The decision was on the merits. The case is no different than it would have been, if the Commission had erred in any other ruling on a matter of law; or in a finding strictly of fact; or in some finding as to maintenance, depreciation or value — determinations called findings of fact but which rest largely in opinion. In making those decisions the Commission would necessarily act in a quasi- judicial capacity. If it misconstrued the term "deficit," it committed an error; but it did not transcend its jurisdiction. Since Congress has not provided a method of review, neither the Commission nor a court has power to correct the alleged error after payment made pursuant to a certificate. The Government cannot recover, because when Congress, by § 204, imposed the duty to certify to the Treasury the amounts severally due to carriers, it required the Commission — and hence authorized it — to determine whether the claimant was entitled to relief.
In making its determinations the Commission was required to decide many things besides the meaning of the term "deficit" or the amount thereof, if any. To appreciate the broad scope of the Commission's duty, we must consider the occasion and the character of the legislation and the precise question of construction here involved. On December 28, 1917, the President took possession and assumed control of all the railroads in the United States. By the Federal Control Act, March 21, 1918, 40 Stat. 451, Congress provided for compensation equal to the "average annual railway operating income for the three years ended" June 30, 1917, called the "test period." Later, the Director-General surrendered the possession and control of many short-lines. Their owners operated them thereafter privately during some part of the period of Federal control. These owners claimed that such private operation had resulted in heavy losses attributable to the continued Federal control of the main transportation systems of the country. They urged upon Congress that the surrendered short-lines ought to be put into as good a position financially as they would have been in, if the Director General had retained possession of them throughout the period of Federal control. Recognizing that they had suffered, Congress included in Transportation Act, 1920, the provision for compensation contained in § 204. Paragraph (a) describes the carriers entitled to compensation:
By the Federal Control Act, March 21, 1918, 40 Stat. 451, Congress authorized the President to agree with the several carriers that compensation for the period of Federal control shall be paid at a rate equal to their annual railway operating income for the three Page 137 years ended June 30, 1917 — called the "test period." Section 204 provided for determining similarly the amount of the deficit [or losses] payable by reference to such "test period."
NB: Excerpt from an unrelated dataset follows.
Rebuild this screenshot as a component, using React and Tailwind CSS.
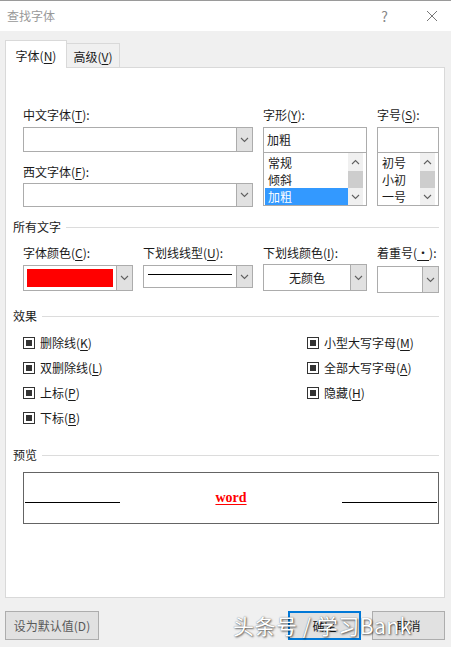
import React from 'react';

const Chevron = ({ dir = 'down' }) => (
  <svg width="9" height="6" viewBox="0 0 9 6" className={dir === 'up' ? 'rotate-180' : ''}>
    <path d="M1 1l3.5 3.5L8 1" fill="none" stroke="#606060" strokeWidth="1.1" />
  </svg>
);

const Combo = ({ className = '', children }) => (
  <div className={`flex border border-[#acacac] bg-white ${className}`}>
    <div className="flex-1 flex items-center min-w-0">{children}</div>
    <div className="w-[16px] bg-[#e1e1e1] border-l border-[#acacac] flex items-center justify-center">
      <Chevron />
    </div>
  </div>
);

const Key = ({ k }) => <u className="underline underline-offset-2">{k}</u>;

const Heading = ({ children }) => (
  <div className="flex items-center gap-[5px] leading-[18px]">
    <span>{children}</span>
    <div className="flex-1 h-px bg-[#dcdcdc]" />
  </div>
);

const Check = ({ label, k }) => (
  <div className="flex items-center gap-[5px] leading-[18px] h-[18px]">
    <div className="w-[12px] h-[12px] border border-[#333] flex items-center justify-center">
      <div className="w-[6px] h-[6px] bg-[#333]" />
    </div>
    <span>
      {label}(<Key k={k} />)
    </span>
  </div>
);

function ListBox({ items, selected, className = '' }) {
  return (
    <div className={`flex border border-[#acacac] bg-white h-[54px] ${className}`}>
      <div className="flex-1 flex flex-col pt-px pl-px">
        {items.map((it) => (
          <div
            key={it}
            className={`h-[17px] leading-[17px] pl-[3px] ${it === selected ? 'bg-[#3399ff] text-white' : ''}`}
          >
            {it}
          </div>
        ))}
      </div>
      <div className="w-[15px] mr-[3px] bg-[#f0f0f0] flex flex-col">
        <div className="h-[18px] flex items-center justify-center">
          <Chevron dir="up" />
        </div>
        <div className="h-[17px] bg-[#cdcdcd]" />
        <div className="flex-1 flex items-center justify-center">
          <Chevron />
        </div>
      </div>
    </div>
  );
}

export default function App() {
  return (
    <div className="relative w-[451px] h-[647px] bg-[#f0f0f0] text-[12px] text-[#1a1a1a] font-['Noto_Sans_CJK_SC',sans-serif] overflow-hidden">
      {/* Title bar */}
      <div className="h-[31px] bg-white border-t border-[#9a9a9a] flex items-center pl-[7px] pr-[13px]">
        <span className="text-[#999] text-[12px] leading-[18px]">查找字体</span>
        <span className="ml-auto text-[#888] text-[14px] mr-[38px]">?</span>
        <svg width="12" height="12" viewBox="0 0 12 12">
          <path d="M1 1l10 10M11 1L1 11" stroke="#777" strokeWidth="1" />
        </svg>
      </div>

      <div className="pt-[9px] pl-[5px] pr-[6px]">
        {/* Tabs */}
        <div className="flex items-end h-[28px] relative z-10 -mb-px">
          <div className="w-[62px] h-[28px] bg-white border border-b-0 border-[#d9d9d9] flex items-center justify-center leading-[18px] pt-[2px]">
            字体(<Key k="N" />)
          </div>
          <div className="w-[53px] h-[25px] bg-[#f0f0f0] border border-l-0 border-[#d9d9d9] flex items-center justify-center leading-[18px] pt-[3px]">
            高级(<Key k="V" />)
          </div>
        </div>

        {/* Panel */}
        <div className="bg-white border border-[#d9d9d9] h-[531px] pl-[7px] pr-[5px] pt-[38px]">
          <div className="ml-[10px] flex gap-[10px]">
            <div className="w-[230px] flex flex-col">
              <div className="leading-[18px]">中文字体(<Key k="T" />):</div>
              <Combo className="mt-[3px] h-[25px]" />
              <div className="leading-[18px] mt-[11px]">西文字体(<Key k="F" />):</div>
              <Combo className="mt-[2px] h-[24px]" />
            </div>
            <div className="w-[104px] flex flex-col">
              <div className="leading-[18px]">字形(<Key k="Y" />):</div>
              <div className="mt-[3px] h-[25px] border border-[#acacac] border-b-0 flex items-center pl-[3px]">加粗</div>
              <ListBox items={['常规', '倾斜', '加粗']} selected="加粗" />
            </div>
            <div className="w-[62px] flex flex-col">
              <div className="leading-[18px]">字号(<Key k="S" />):</div>
              <div className="mt-[3px] h-[25px] border border-[#acacac] border-b-0" />
              <ListBox items={['初号', '小初', '一号']} />
            </div>
          </div>

          {/* All text */}
          <div className="mt-[11px]">
            <Heading>所有文字</Heading>
          </div>
          <div className="ml-[10px] mt-[8px] flex gap-[10px] items-start">
            <div className="w-[110px] flex flex-col">
              <div className="leading-[18px]">字体颜色(<Key k="C" />):</div>
              <Combo className="mt-[3px] h-[26px]">
                <div className="mx-[3px] h-[18px] flex-1 bg-[#ff0000]" />
              </Combo>
            </div>
            <div className="w-[110px] flex flex-col">
              <div className="leading-[18px]">下划线线型(<Key k="U" />):</div>
              <Combo className="mt-[3px] h-[23px]">
                <div className="mx-[4px] mb-[4px] h-px flex-1 bg-black" />
              </Combo>
            </div>
            <div className="w-[104px] flex flex-col">
              <div className="leading-[18px]">下划线颜色(<Key k="I" />):</div>
              <Combo className="mt-[2px] h-[27px]">
                <div className="flex-1 text-center">无颜色</div>
              </Combo>
            </div>
            <div className="w-[62px] flex flex-col">
              <div className="leading-[18px]">着重号(<Key k="·" />):</div>
              <Combo className="mt-[4px] h-[27px]" />
            </div>
          </div>

          {/* Effects */}
          <div className="mt-[14px]">
            <Heading>效果</Heading>
          </div>
          <div className="ml-[10px] mt-[9px] grid grid-cols-[284px_1fr] gap-y-[7px]">
            <Check label="删除线" k="K" />
            <Check label="小型大写字母" k="M" />
            <Check label="双删除线" k="L" />
            <Check label="全部大写字母" k="A" />
            <Check label="上标" k="P" />
            <Check label="隐藏" k="H" />
            <Check label="下标" k="B" />
          </div>

          {/* Preview */}
          <div className="mt-[19px]">
            <Heading>预览</Heading>
          </div>
          <div className="ml-[10px] mt-[8px] h-[52px] border border-[#646464] flex items-end pb-[20px] px-px">
            <div className="w-[95px] h-px bg-black" />
            <div className="flex-1 flex justify-center">
              <span className="text-[#ff0000] font-bold text-[14px] leading-[16px] underline underline-offset-[2px] font-['Liberation_Serif',serif] mb-[-3px]">
                word
              </span>
            </div>
            <div className="w-[95px] h-px bg-black" />
          </div>
        </div>

        {/* Buttons */}
        <div className="mt-[13px] flex items-center">
          <div className="w-[94px] h-[29px] bg-[#e1e1e1] border border-[#adadad] flex items-center justify-center text-[#5a5a5a]">
            设为默认值(D)
          </div>
          <div className="ml-auto w-[73px] h-[29px] bg-[#e1e1e1] border-2 border-[#0078d7] flex items-center justify-center">
            确定
          </div>
          <div className="ml-[11px] w-[73px] h-[29px] bg-[#e1e1e1] border border-[#adadad] flex items-center justify-center">
            取消
          </div>
        </div>
      </div>

      {/* Watermark */}
      <div className="absolute left-[233px] top-[610px] text-white text-[21px] leading-[30px] tracking-[0.5px] [text-shadow:1px_1px_2px_rgba(0,0,0,0.6),0_0_1px_rgba(0,0,0,0.5)]">
        头条号 / 学习Bank
      </div>
    </div>
  );
}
"The term `carrier' means a carrier by railroad which, during the period of Federal control, engaged as a common carrier in general transportation, and competed for traffic, or connected, with a railroad under Federal control, and which sustained a deficit in its railway operating income for that portion (as a whole) of the period of Federal control during which it operated its own railroad or system of transportation; but does not include any street or interurban electric railway which has as its principal source of operating revenue urban, suburban, or interurban passenger traffic or sale of power, heat, and light, or both; . . ."
Paragraphs (c), (d) and (e) direct the Commission to ascertain the data from which the amount of deficits or losses are to be calculated; paragraph (f) fixes the amounts payable; and paragraph (g) provides:
"The Commission shall promptly certify to the Secretary of the Treasury the several amounts payable to carriers under paragraph (f). The Secretary of the Treasury is hereby authorized and directed thereupon to draw warrants in favor of each such carrier upon the Treasury of the United States for the amount shown in such certificate as payable thereto. An amount sufficient to pay such warrants is hereby appropriated out of any money in the Treasury not otherwise appropriated."
Claims under § 204 were filed by 461 carriers. Each claimant insisted that it had suffered a "deficit." The controverted question of construction discussed in this case is whether, by the use of the word "deficit," Congress intended that compensation should be paid to those carriers only which had suffered an actual [red-ink] loss in operation, or intended to put all the short-lines into as good a position as they would have been in if the Director General had retained possession throughout Federal control. If "deficit" be held to mean actual loss in operation, many of these carriers would receive nothing, as they had earned net income, although at a rate less than during the "test period." But it might prove upon investigation of the accounts that some carriers who had vainly claimed compensation on the basis of lessened income as compared with the "test period" were entitled to compensation because they had actually suffered a [red-ink] loss in operation. Compare Deficit Status of Fairport, Painesville Eastern R. Co., 124 I.C.C. 323, 145 I.C.C. 684. This is true, because, while on the face of the accounts there appeared to have been net income, it might prove that there was, during the period, an operating loss, by reason of the fact that the carrier had failed to make the proper maintenance and depreciation charges. Where the right to compensation depends upon the propriety of the maintenance and depreciation charges, it may be impossible to determine, until the completion of the investigation into the accounts, whether the carrier is entitled to relief. Compare Great Northern Ry. Co. v. United States, 277 U.S. 172; Continental Tie Lumber Co. v. United States, 286 U.S. 290; Great Northern Ry. Co. v. United States, 287 U.S. 144.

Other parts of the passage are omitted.